Before you delve into this post, I’m going to let you in on a little secret that needs to be revealed before we go any further: I still watch pro wrestling.
In fact, I subscribe to World Wrestling Entertainment‘s WWE Network, a revolutionary subscription-based streaming service that gives die-hard fans access to more wrestling than they could ever dream of.
(Don’t @ me- it’s $10/month to watch all of the pay-per-views, including WrestleMania, as well as (nearly) everything the company has produced in the past 35 years. The adolescent in me wishes this was a thing 25 years ago.)
While I don’t watch Monday Night Raw and WWE Smackdown Live religiously, I still follow the storylines, because it’s the story that makes wrestling worth watching.
When the company tells a story the right way, it sucks you in.
And isn’t telling a story the right way, to the right audience, what good marketing is all about?
Granted, WWE has a rich history and thousands upon thousands of hours of content to pull from. They could easily rest on their laurels and sit back and watch the money roll in.
But the WWE marketing engine always operates at a high level.
Whether it’s the WWE’s Twitter handle, the WWE YouTube page, or email marketing that speaks to a certain persona, it’s all part of a cohesive storytelling effort that draws people in and makes them care about men and women engaging in a pre-determined (yet physically taxing) ballet in the squared circle.
I would love to see their content calendar. That monstrosity has to be a master class in how to create and share content that resonates.
When you engage in marketing, you want to give the audience what they want.

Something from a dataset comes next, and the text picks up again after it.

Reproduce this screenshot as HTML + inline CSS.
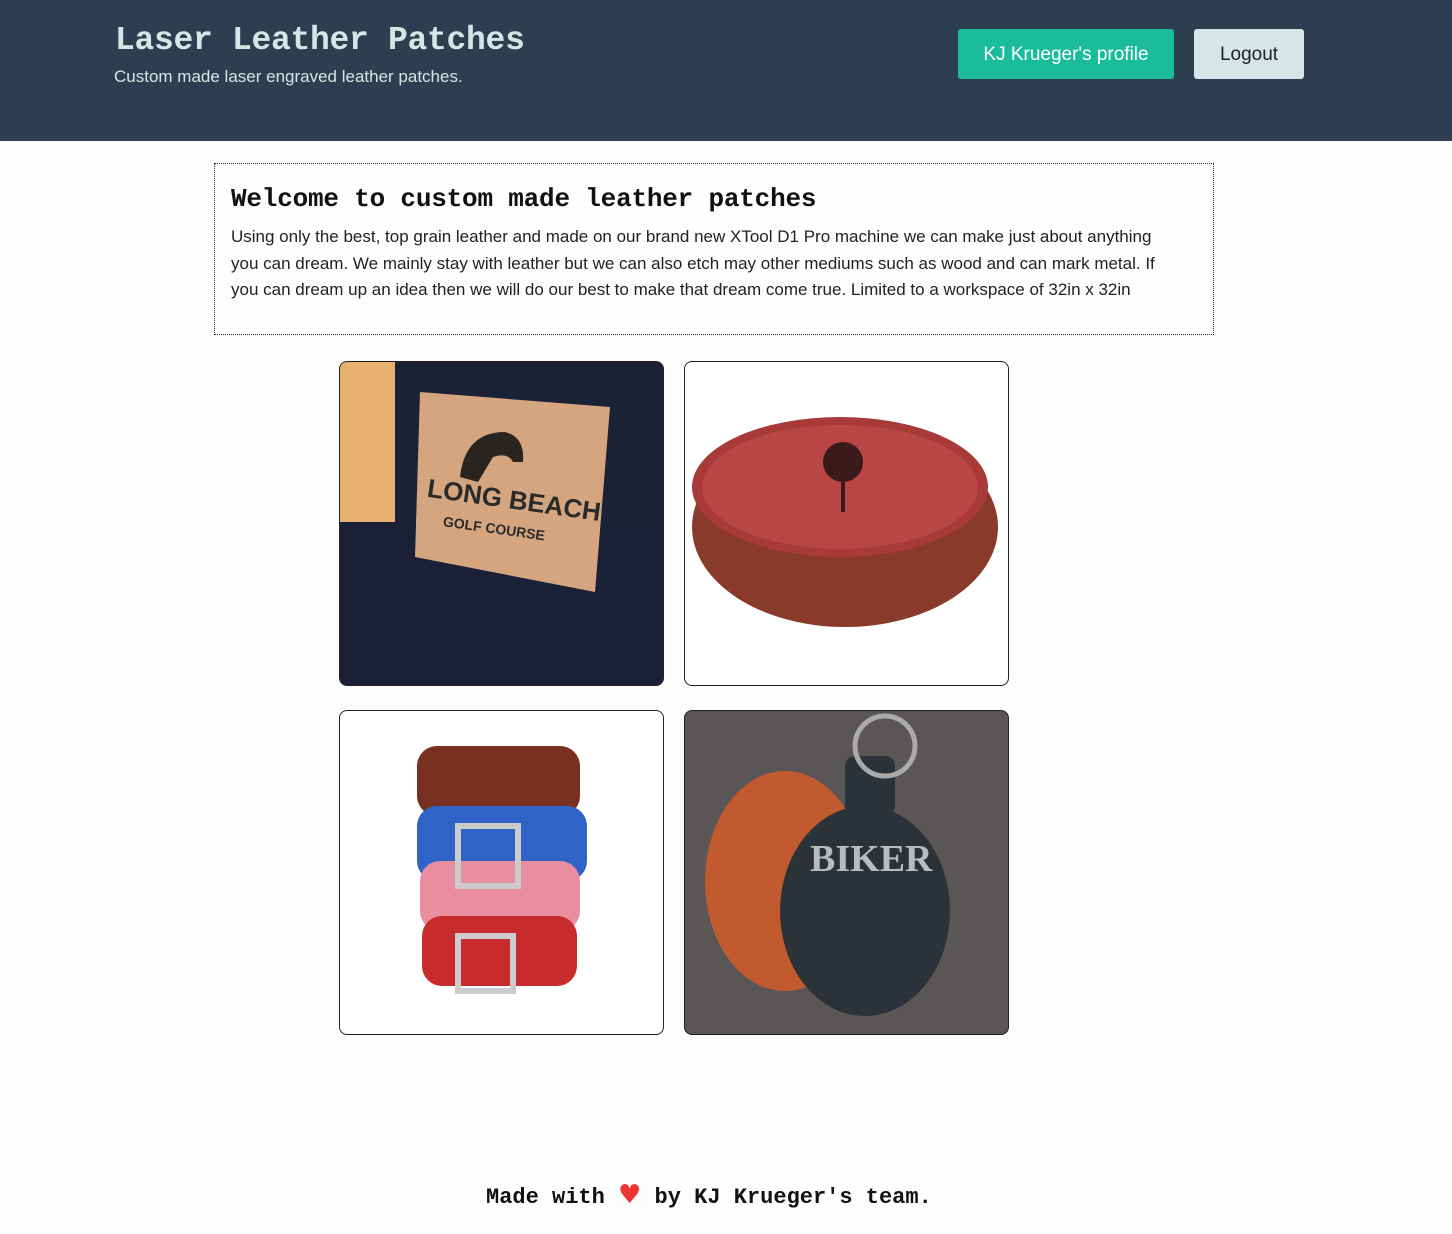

Even if I haven’t watched the product in a few months, I can go to their YouTube channel and watch highlights from past shows that bring me up to speed within minutes.
Now, I’m right back in the community.
When you do marketing properly, you give people a sense of inclusion; like they are a part of something special.
When it comes to WWE, everything they create is geared for the fan, both casual and hardcore. They don’t discriminate.
What you get is a polished presentation of their overarching stories, complete with a wink and a nod that everyone is in on the same secret.
It’s how marketing should be, and the WWE marketing engine continues to hum along as their legions of fans follow close behind.